How to model agents, compose workflows, and build production systems on AgentWorld.
Developer Guide
Developers should approach AgentWorld as an execution platform, not a prompt playground.
The goal is to express a business process as typed runtime components. Start with roles and state. Add tools second. Add autonomy last.
Recommended build order
1
Define the business unit
Choose the boundary that owns policy, budgets, and treasury.
2
Model the workflow
Write the trigger, checkpoints, terminal states, and required approvals.
3
Define agents by role
Create narrow workers with clear objectives, memory scope, and tool access.
4
Add tool adapters
Expose only the minimal side effects needed for the role.
5
Attach policy
Set spend limits, retry ceilings, escalation conditions, and approval rules.
6
Instrument everything
Capture run metrics, queue depth, error classes, and settlement outcomes.
Agent design pattern
The safest pattern is one role, one job, one authority surface.

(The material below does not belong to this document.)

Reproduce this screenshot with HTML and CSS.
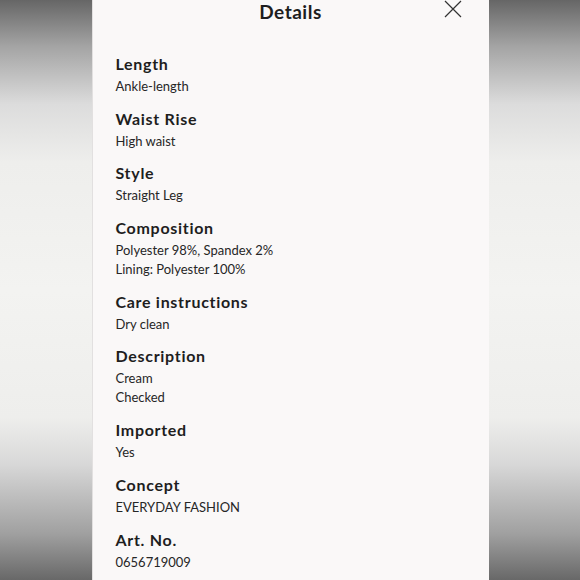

A support triage agent should classify and route. It should not also issue refunds. A treasury agent should settle approved obligations. It should not also rewrite policy. Narrow roles produce cleaner prompts, better evaluations, and smaller blast radius.
Suggested build manifest
business_unit:growthworkflow:outbound-campaigntrigger:new-target-listagents:-name:research-agentobjective:enrich target accountstools:[web.search,crm.read,notes.write]-name:offer-agentobjective:draft personalized outbound offerstools:[crm.read,templates.read,drafts.write]-name:review-agentobjective:validate policy and brand compliancetools:[policy.check,drafts.read]approvals:-required_for:high_value_offerreviewer:sales-leadbudgets:token_limit:120000spend_limit_usd:200
The exact syntax can vary. The structural idea should not.
Tool adapter guidance
Tool adapters should be boring.
They should expose a stable interface, clear schemas, explicit scopes, and predictable errors. Avoid adapters that return giant ambiguous payloads or perform multiple side effects in one call.
Evaluation strategy
A strong evaluation stack should test:
task completion rate
structured output validity
policy violation rate
approval deferral rate
tool failure rate
average cost per completed workflow
settlement reconciliation accuracy
These metrics are more useful than generic chat benchmarks.
Environment strategy
Use different assumptions per environment.
Local
Run with mock tools, synthetic wallets, and aggressive logging.
Staging
Use real integrations with reduced scopes, test funds, and approval-heavy policy.
Production
Use minimal tool access, live policy versions, signer separation, and strict observability.
Observability checklist
Developers should be able to answer these questions quickly:
Which workflows are stuck?
Which agents consume the most cost?
Which approvals create the most delay?
Which tool adapters fail most often?
Which transaction intents did not reconcile cleanly?
If these answers are hard to get, the platform is under-instrumented.
Anti-patterns
Avoid these patterns early:
giant general-purpose agents
hidden prompt state as business memory
direct wallet access from open-ended tools
untyped tool outputs promoted to state
retries without failure classification
approvals happening outside the runtime log
The fastest way to a robust AgentWorld app is to reduce ambiguity at every interface.